Sin embargo, el gran almirante superó este difícil trance dando muestras de humanitarismo americanista. A diferencia de lo que predicaba el conde Von Moltke, Grau no creía que el enemigo debía ser aniquilado, dando prueba de ello al no bombardear la planta desalinizadora de agua del puerto de Mejillones el 25 de mayo de 1879. Cuatro días después, al romper el bloqueo chileno del puerto de Iquique, demoró el combate con la escuadra enemiga a fin de evitar que este afectara a la población del puerto. En el curso de ese combate, el rescate de los náufragos de “La Esmeralda” fue testimonio del respeto que tenía el almirante Grau por la vida humana, incluso cuando las circunstancias convertían a dos pueblos hermanos en enemigos.

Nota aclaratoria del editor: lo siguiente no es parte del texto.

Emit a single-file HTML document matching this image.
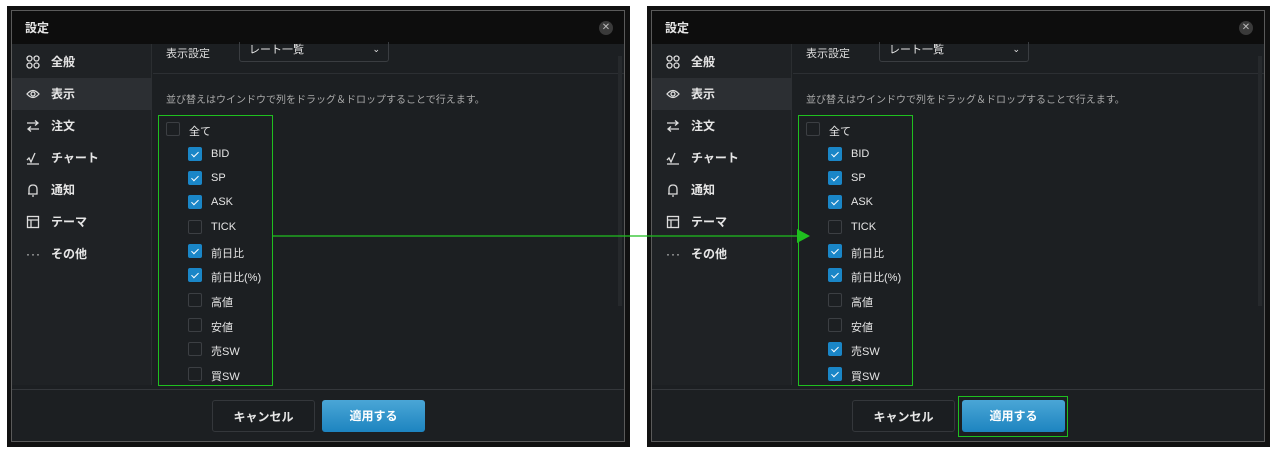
<!DOCTYPE html>
<html><head><meta charset="utf-8"><style>
*{margin:0;padding:0;box-sizing:border-box}
body{width:1280px;height:453px;background:#fff;position:relative;overflow:hidden;font-family:"Liberation Sans","Noto Sans CJK JP",sans-serif;color:#e6e6e6}
.p{position:absolute;top:6px;width:623px;height:441px;background:#111}
.in{position:absolute;left:4px;top:4px;right:5px;bottom:5px;border:1px solid #5a5a5a;background:#1c1f22;overflow:hidden}
.tb{position:absolute;left:0;top:0;right:0;height:33px;background:#0d0d0d}
.tt{position:absolute;left:13px;top:8px;font-size:12px;font-weight:bold}
.cl{position:absolute;right:11px;top:10px;width:14px;height:14px;border-radius:50%;background:#3a3a3a;color:#bbb;font-size:10px;line-height:14px;text-align:center}
.sb{position:absolute;left:0;top:33px;width:140px;bottom:56px;background:#1f2225;border-right:1px solid #2b2e31}
.it{position:absolute;left:0;width:140px;height:32px;font-size:12px;font-weight:bold;line-height:32px}
.it .ic{position:absolute;left:14px;top:9px;width:14px;height:14px}
.it span{position:absolute;left:39px}
.sel{background:#2c2f33}
.sep{position:absolute;left:141px;right:0;top:62px;height:1px;background:#2c2f33}
.lbl{position:absolute;font-size:11px;color:#ddd}
.selb{position:absolute;left:227px;top:31px;width:150px;height:20px;border:1px solid #3a3d41;border-top:none;border-radius:0 0 3px 3px;font-size:11px;padding-left:9px;line-height:16px}
.note{position:absolute;left:154px;top:80px;font-size:10px;color:#aaa}
.gb{position:absolute;left:146px;top:104px;width:115px;height:271px;border:1px solid #1fbf1f}
.cb{position:absolute;width:14px;height:14px;border:1px solid #3c3f43;border-radius:2px;background:#1c1f22}
.cb.on{background:#1a86c7;border-color:#1a86c7}
.cb.on:after{content:"";position:absolute;left:4px;top:2px;width:3px;height:6px;border:solid #fff;border-width:0 1.3px 1.3px 0;transform:rotate(45deg)}
.cl2{position:absolute;font-size:11px;color:#e6e6e6;margin-top:1px}
.scr{position:absolute;right:2px;top:45px;width:4px;height:250px;background:#26292c}
.ft{position:absolute;left:0;right:0;top:378px;height:1px;background:#34373b}
.bt{position:absolute;top:389px;width:103px;height:32px;border-radius:3px;font-size:12px;font-weight:bold;text-align:center;line-height:32px}
.cn{left:200px;border:1px solid #34373b;background:#1b1e21}
.ap{left:310px;background:linear-gradient(#4aa6d6,#1d84c0);color:#fff}
</style></head><body>

<div class="p" style="left:7px"><div class="in">
<div class="tb"><div class="tt">設定</div><div class="cl">✕</div></div>
<div class="sb">
<div class="it" style="top:2px"><svg class="ic" viewBox="0 0 14 14" fill="none" stroke="#ddd" stroke-width="1.3"><circle cx="3.5" cy="3.5" r="2.5"/><circle cx="10.5" cy="3.5" r="2.5"/><circle cx="3.5" cy="10.5" r="2.5"/><circle cx="10.5" cy="10.5" r="2.5"/></svg><span>全般</span></div>
<div class="it sel" style="top:34px"><svg class="ic" viewBox="0 0 14 14" fill="none" stroke="#ddd" stroke-width="1.3"><path d="M1 7Q7 0 13 7Q7 14 1 7Z"/><circle cx="7" cy="7" r="2"/></svg><span>表示</span></div>
<div class="it" style="top:66px"><svg class="ic" viewBox="0 0 14 14" fill="none" stroke="#ddd" stroke-width="1.3"><path d="M1 4H12M9 1.5L12 4L9 6.5M13 10H2M5 7.5L2 10L5 12.5"/></svg><span>注文</span></div>
<div class="it" style="top:98px"><svg class="ic" viewBox="0 0 14 14" fill="none" stroke="#ddd" stroke-width="1.3"><path d="M1 9L3 7L5 11L9 2M1 13H13"/></svg><span>チャート</span></div>
<div class="it" style="top:130px"><svg class="ic" viewBox="0 0 14 14" fill="none" stroke="#ddd" stroke-width="1.3"><path d="M3 11V6Q3 2 7 2Q11 2 11 6V11H2M12 11M6 13H8"/></svg><span>通知</span></div>
<div class="it" style="top:162px"><svg class="ic" viewBox="0 0 14 14" fill="none" stroke="#ddd" stroke-width="1.3"><rect x="1.5" y="1.5" width="11" height="11"/><path d="M1.5 5H12.5M5 5V12.5"/></svg><span>テーマ</span></div>
<div class="it" style="top:194px"><span style="left:14px;letter-spacing:1px;font-weight:normal">···</span><span>その他</span></div>
</div>
<div class="lbl" style="left:154px;top:34px">表示設定</div>
<div class="selb">レート一覧<span style="position:absolute;right:8px;top:-1px;font-size:9px">⌄</span></div>
<div class="sep"></div>
<div class="note">並び替えはウインドウで列をドラッグ＆ドロップすることで行えます。</div>
<div class="scr"></div>
<div class="gb"></div>
<div class="cb" style="left:154px;top:111px"></div><div class="cl2" style="left:177px;top:111px">全て</div>
<div class="cb on" style="left:176px;top:136px"></div><div class="cl2" style="left:199px;top:136px">BID</div>
<div class="cb on" style="left:176px;top:160px"></div><div class="cl2" style="left:199px;top:160px">SP</div>
<div class="cb on" style="left:176px;top:184px"></div><div class="cl2" style="left:199px;top:184px">ASK</div>
<div class="cb" style="left:176px;top:209px"></div><div class="cl2" style="left:199px;top:209px">TICK</div>
<div class="cb on" style="left:176px;top:233px"></div><div class="cl2" style="left:199px;top:233px">前日比</div>
<div class="cb on" style="left:176px;top:257px"></div><div class="cl2" style="left:199px;top:257px">前日比(%)</div>
<div class="cb" style="left:176px;top:282px"></div><div class="cl2" style="left:199px;top:282px">高値</div>
<div class="cb" style="left:176px;top:307px"></div><div class="cl2" style="left:199px;top:307px">安値</div>
<div class="cb" style="left:176px;top:331px"></div><div class="cl2" style="left:199px;top:331px">売SW</div>
<div class="cb" style="left:176px;top:356px"></div><div class="cl2" style="left:199px;top:356px">買SW</div>
<div class="ft"></div>
<div class="bt cn">キャンセル</div><div class="bt ap">適用する</div>
</div></div>

<div class="p" style="left:647px"><div class="in">
<div class="tb"><div class="tt">設定</div><div class="cl">✕</div></div>
<div class="sb">
<div class="it" style="top:2px"><svg class="ic" viewBox="0 0 14 14" fill="none" stroke="#ddd" stroke-width="1.3"><circle cx="3.5" cy="3.5" r="2.5"/><circle cx="10.5" cy="3.5" r="2.5"/><circle cx="3.5" cy="10.5" r="2.5"/><circle cx="10.5" cy="10.5" r="2.5"/></svg><span>全般</span></div>
<div class="it sel" style="top:34px"><svg class="ic" viewBox="0 0 14 14" fill="none" stroke="#ddd" stroke-width="1.3"><path d="M1 7Q7 0 13 7Q7 14 1 7Z"/><circle cx="7" cy="7" r="2"/></svg><span>表示</span></div>
<div class="it" style="top:66px"><svg class="ic" viewBox="0 0 14 14" fill="none" stroke="#ddd" stroke-width="1.3"><path d="M1 4H12M9 1.5L12 4L9 6.5M13 10H2M5 7.5L2 10L5 12.5"/></svg><span>注文</span></div>
<div class="it" style="top:98px"><svg class="ic" viewBox="0 0 14 14" fill="none" stroke="#ddd" stroke-width="1.3"><path d="M1 9L3 7L5 11L9 2M1 13H13"/></svg><span>チャート</span></div>
<div class="it" style="top:130px"><svg class="ic" viewBox="0 0 14 14" fill="none" stroke="#ddd" stroke-width="1.3"><path d="M3 11V6Q3 2 7 2Q11 2 11 6V11H2M12 11M6 13H8"/></svg><span>通知</span></div>
<div class="it" style="top:162px"><svg class="ic" viewBox="0 0 14 14" fill="none" stroke="#ddd" stroke-width="1.3"><rect x="1.5" y="1.5" width="11" height="11"/><path d="M1.5 5H12.5M5 5V12.5"/></svg><span>テーマ</span></div>
<div class="it" style="top:194px"><span style="left:14px;letter-spacing:1px;font-weight:normal">···</span><span>その他</span></div>
</div>
<div class="lbl" style="left:154px;top:34px">表示設定</div>
<div class="selb">レート一覧<span style="position:absolute;right:8px;top:-1px;font-size:9px">⌄</span></div>
<div class="sep"></div>
<div class="note">並び替えはウインドウで列をドラッグ＆ドロップすることで行えます。</div>
<div class="scr"></div>
<div class="gb"></div>
<div class="cb" style="left:154px;top:111px"></div><div class="cl2" style="left:177px;top:111px">全て</div>
<div class="cb on" style="left:176px;top:136px"></div><div class="cl2" style="left:199px;top:136px">BID</div>
<div class="cb on" style="left:176px;top:160px"></div><div class="cl2" style="left:199px;top:160px">SP</div>
<div class="cb on" style="left:176px;top:184px"></div><div class="cl2" style="left:199px;top:184px">ASK</div>
<div class="cb" style="left:176px;top:209px"></div><div class="cl2" style="left:199px;top:209px">TICK</div>
<div class="cb on" style="left:176px;top:233px"></div><div class="cl2" style="left:199px;top:233px">前日比</div>
<div class="cb on" style="left:176px;top:257px"></div><div class="cl2" style="left:199px;top:257px">前日比(%)</div>
<div class="cb" style="left:176px;top:282px"></div><div class="cl2" style="left:199px;top:282px">高値</div>
<div class="cb" style="left:176px;top:307px"></div><div class="cl2" style="left:199px;top:307px">安値</div>
<div class="cb on" style="left:176px;top:331px"></div><div class="cl2" style="left:199px;top:331px">売SW</div>
<div class="cb on" style="left:176px;top:356px"></div><div class="cl2" style="left:199px;top:356px">買SW</div>
<div class="ft"></div>
<div class="bt cn">キャンセル</div><div class="bt ap">適用する</div>
<div style="position:absolute;left:306px;top:385px;width:110px;height:41px;border:1.5px solid #1fbf1f"></div>
</div></div>

<svg style="position:absolute;left:0;top:0" width="1280" height="453"><path d="M272 236H800" stroke="#1fbf1f" stroke-width="1.2"/><path d="M797 229L810 236L797 243Z" fill="#1fbf1f"/></svg>
</body></html>
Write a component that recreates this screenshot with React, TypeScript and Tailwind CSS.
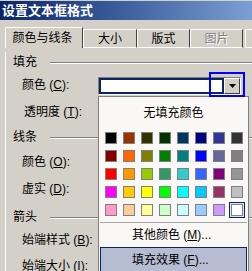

El gran almirante Miguel Grau, hombre de su tiempo, era consciente de que el reto de los estadistas de su época era marcar la distinción entre el progreso moral y el progreso material, tal y como lo advertía el diplomático y político francés Francois-Rene de Chateaubriand (1768–1848), quien escribió en sus “Memorias” que “La civilización ha subido hasta el punto más alto, pero es una civilización infecunda, porque no se puede producir nada, porque no se puede dar vida sino por la moral, no se llega a la creación de pueblos sino por las rutas del cielo; los camino de hierro nos conducirán solamente con mayor rapidez al abismo”. El mérito del gran almirante Grau fue, sin duda alguna, escoger el sendero del progreso moral –en su caso específico, el consenso mundial hacia la humanización de la guerra– en medio de una de las más ingratas circunstancias de la existencia humana, como una persona que siempre estuvo en la búsqueda del bien común, asumiendo plenamente la responsabilidad de sus acciones. Por todo lo dicho, no hay exageración y, por el contrario, se hace justicia, al considerar al Peruano del Milenio como uno de los más ilustres y preclaros exponentes de la etapa inicial del Derecho Internacional Humanitario.